Engineering fragility has a broader impact on the industry, and we can build a Data Quality Assurance (DQA) system along the lines of general solutions brought by other fields. Please read the references on your own for the DQA implementation*, there is no need to elaborate on this mature direction here.

Another cause of engineering fragility is the data barrier issue, which is becoming more prevalent in the cybersecurity industry. In addition to some open data organizations or alliances, engineering implementations of privacy-preserving data models are technically important to mention, which simply means that the models do not require decrypted data to learn and predict. Federated Learning is a popular approach that uses a server-client architecture to protect the model’s and data parties’ privacy while allowing the model to obtain the desired features without decrypting the raw data. These Federated Learning approaches are common in some NDR and XDR startup products, but are currently only used in simple scenarios. In terms of federated learning implementations, FATE* has established a strong foothold through a series of open source efforts, please check out the reference for further reading. To some extent, privacy-preserving computing uses higher computational costs to mitigate the data barrier problem, but there is still a long way to go to fundamentally solve the data barrier issue.

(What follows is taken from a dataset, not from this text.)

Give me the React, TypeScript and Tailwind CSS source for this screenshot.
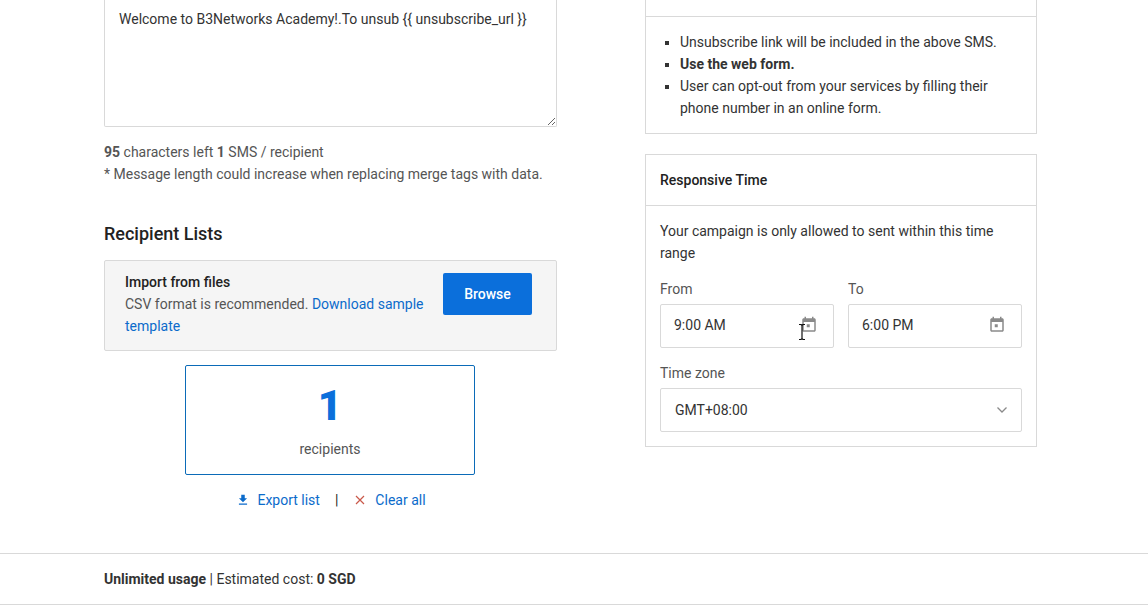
import React from "react";

const CalendarIcon = () => (
  <svg width="18" height="18" viewBox="0 0 24 24" fill="#8a8a8a">
    <path d="M16 1v2H8V1H6v2H5c-1.11 0-1.99.9-1.99 2L3 19c0 1.1.89 2 2 2h14c1.1 0 2-.9 2-2V5c0-1.1-.9-2-2-2h-1V1h-2zm3 18H5V8h14v11z" />
    <path d="M9 11h4v4H9z" />
  </svg>
);

const TimeField = ({ label, value }: { label: string; value: string }) => (
  <div className="flex-1">
    <div className="text-[#555] leading-[22px] mb-1">{label}</div>
    <div className="h-11 border border-[#d9d9d9] rounded-[2px] flex items-center justify-between pl-[13px] pr-[15px] pb-[2px] text-[#333]">
      <span>{value}</span>
      <CalendarIcon />
    </div>
  </div>
);

export default function App() {
  return (
    <div
      className="relative h-[616px] w-[1148px] overflow-hidden bg-white text-sm text-[#333]"
      style={{ fontFamily: "Roboto, sans-serif" }}
    >
      <div className="flex h-[553px] pl-[104px] pr-[111px] gap-[88px]">
        <div className="w-[453px]">
          <textarea
            readOnly
            className="block w-full h-[127px] resize-y border border-t-0 border-[#d9d9d9] rounded-b-[2px] px-[14px] pt-2 leading-[22px] text-[#333] outline-none"
            defaultValue="Welcome to B3Networks Academy!.To unsub {{ unsubscribe_url }}"
          />
          <div className="mt-[14px] leading-[22px] text-[#555]">
            <div>
              <span className="font-bold">95</span> characters left{" "}
              <span className="font-bold">1</span> SMS / recipient
            </div>
            <div>* Message length could increase when replacing merge tags with data.</div>
          </div>
          <h2 className="mt-[37px] text-lg font-medium leading-6 text-[#222]">Recipient Lists</h2>
          <div className="mt-[14px] flex justify-between border border-[#d9d9d9] bg-[#f5f5f5] rounded-[2px] pl-5 pr-6 pt-[10px] pb-[13px] h-[91px]">
            <div className="w-[306px] leading-[22px] text-[#555]">
              <div className="font-medium text-[#222]">Import from files</div>
              <div>
                CSV format is recommended.{" "}
                <a className="text-[#0b6bcb]">Download sample template</a>
              </div>
            </div>
            <button className="mt-[2px] w-[89px] h-[42px] bg-[#0b6fdb] text-white font-medium rounded-[2px]">
              Browse
            </button>
          </div>
          <div className="ml-[81px] mt-[14px] w-[290px] h-[110px] border border-[#0b6bb8] rounded-[2px] flex flex-col items-center">
            <div className="mt-[15px] text-[42px] leading-[50px] font-black text-[#0b6fdb]">1</div>
            <div className="mt-[7px] leading-[22px] text-[#555]">recipients</div>
          </div>
          <div className="mt-[14px] flex items-center justify-center pl-[1px] leading-[22px] text-[#0b6bcb]">
            <svg width="14" height="14" viewBox="0 0 24 24" fill="#0b6bcb" className="mr-[7px]">
              <path d="M19 9h-4V3H9v6H5l7 7 7-7zM5 18v2h14v-2H5z" />
            </svg>
            <span>Export list</span>
            <span className="ml-[15px] mr-[16px] text-[#222]">|</span>
            <svg width="12" height="12" viewBox="0 0 12 12" stroke="#c9594a" strokeWidth="1.2" className="mr-[9px]">
              <path d="M2 2l8 8M10 2l-8 8" />
            </svg>
            <span>Clear all</span>
          </div>
        </div>

        <div className="w-[392px]">
          <div className="border border-t-0 border-[#d9d9d9] h-[134px]">
            <div className="h-4 border-b border-[#d9d9d9] box-content" />
            <ul className="mt-[14px] list-[square] pl-[34px] pr-4 leading-[22px] text-[#333]">
              <li>Unsubscribe link will be included in the above SMS.</li>
              <li className="font-bold">Use the web form.</li>
              <li>User can opt-out from your services by filling their phone number in an online form.</li>
            </ul>
          </div>
          <div className="mt-5 border border-[#d9d9d9] h-[293px]">
            <div className="h-[51px] border-b border-[#d9d9d9] flex items-center px-[14px] font-medium text-[#222]">
              Responsive Time
            </div>
            <div className="px-[14px] pt-[14px]">
              <p className="leading-[22px] text-[#333]">
                Your campaign is only allowed to sent within this time range
              </p>
              <div className="mt-[14px] flex gap-[14px]">
                <TimeField label="From" value="9:00 AM" />
                <TimeField label="To" value="6:00 PM" />
              </div>
              <div className="mt-[14px] text-[#555] leading-[22px] mb-1">Time zone</div>
              <div className="h-11 border border-[#d9d9d9] rounded-[2px] flex items-center justify-between pl-[14px] pr-[13px] text-[#333]">
                <span>GMT+08:00</span>
                <svg width="12" height="8" viewBox="0 0 12 8" fill="none" stroke="#8a8a8a" strokeWidth="1.3">
                  <path d="M1.5 1.5L6 6l4.5-4.5" />
                </svg>
              </div>
            </div>
          </div>
        </div>
      </div>

      <div className="h-[52px] border-y border-[#d9d9d9] flex items-center pl-[104px] text-[#333]">
        <span>
          <span className="font-bold">Unlimited usage</span> | Estimated cost:{" "}
          <span className="font-bold">0 SGD</span>
        </span>
      </div>

      {/* text cursor left over the From field */}
      <svg width="8" height="16" viewBox="0 0 8 16" fill="none" stroke="#111" strokeWidth="1.2" className="absolute left-[798px] top-[324px]">
        <path d="M1 .5h2l1 1 1-1h2M4 1.5v13M1 15.5h2l1-1 1 1h2" />
      </svg>
    </div>
  );
}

To resolve operational fragility, the data science team and the security operations team must work together. After the algorithmic model is interpretable to the results and the detection results are ranked in order of importance by the triage algorithm, the security operations team can make quick decisions and decide on the next steps based on the context provided. Simultaneously, some convenient data tools, such as a convenient and easy-to-use graph database system, which can be provided by the engineering team, can aid in the speed of operations. Simultaneously, we observe that security researchers who interested in data science can be excellent teachers, quickly and effectively providing data scientists with the necessary background knowledge to allow data science teams to better understand security problems and propose data models. These efforts across the knowledge gaps are addressing operational fragility in a step-by-step fashion.

Summary

The resolution of fragility issues is a high priority in cybersecurity. As experienced cybersecurity researchers may have discovered, the above discussion of fragility also applies to other aspects such as the use of third-party threat intelligence, with further automated validation of threat intelligence using cloud or telecom traffic, for example. Similarly, rule models based on security researchers’ domain knowledge and experience face fragility issues: smart detection rules require sufficient explanation, a large number of outdated whitelist rules must be maintained and updated in order to counter the trials and guesses of the red team, lack of triage and ranking of model detection results, and so on. These are the issues that rule models must contend with. We bring up the issue here and wish to shed light on the fragility of the rule model and its solutions devised by security researchers.

It is more important for data scientists to address fragility issues in system engineering way beyond proposing effective detection models. While we debated whether rule models or data models are more useful in production, we have seen many imperfect rules or data models produce good results with good engineering implementation and reasonable operational support, and rule models and data models validate and triage each other rather than compete. This also serves as a reminder to think beyond limitations when developing data models and to approach problems from a broader systems engineering perspective.

Similarly, we have discussed the vulnerability of models from a systems engineering perspective in response to the needs of the cybersecurity profession, and these discussions and their general solutions can also be applied to other industries that rely on data models, such as computer vision in image and video, voice recognition, risk and fraud control, and automation etc. Overall, industry data models are always a system engineering topic, and we must approach the design and solution from a system engineering perspective.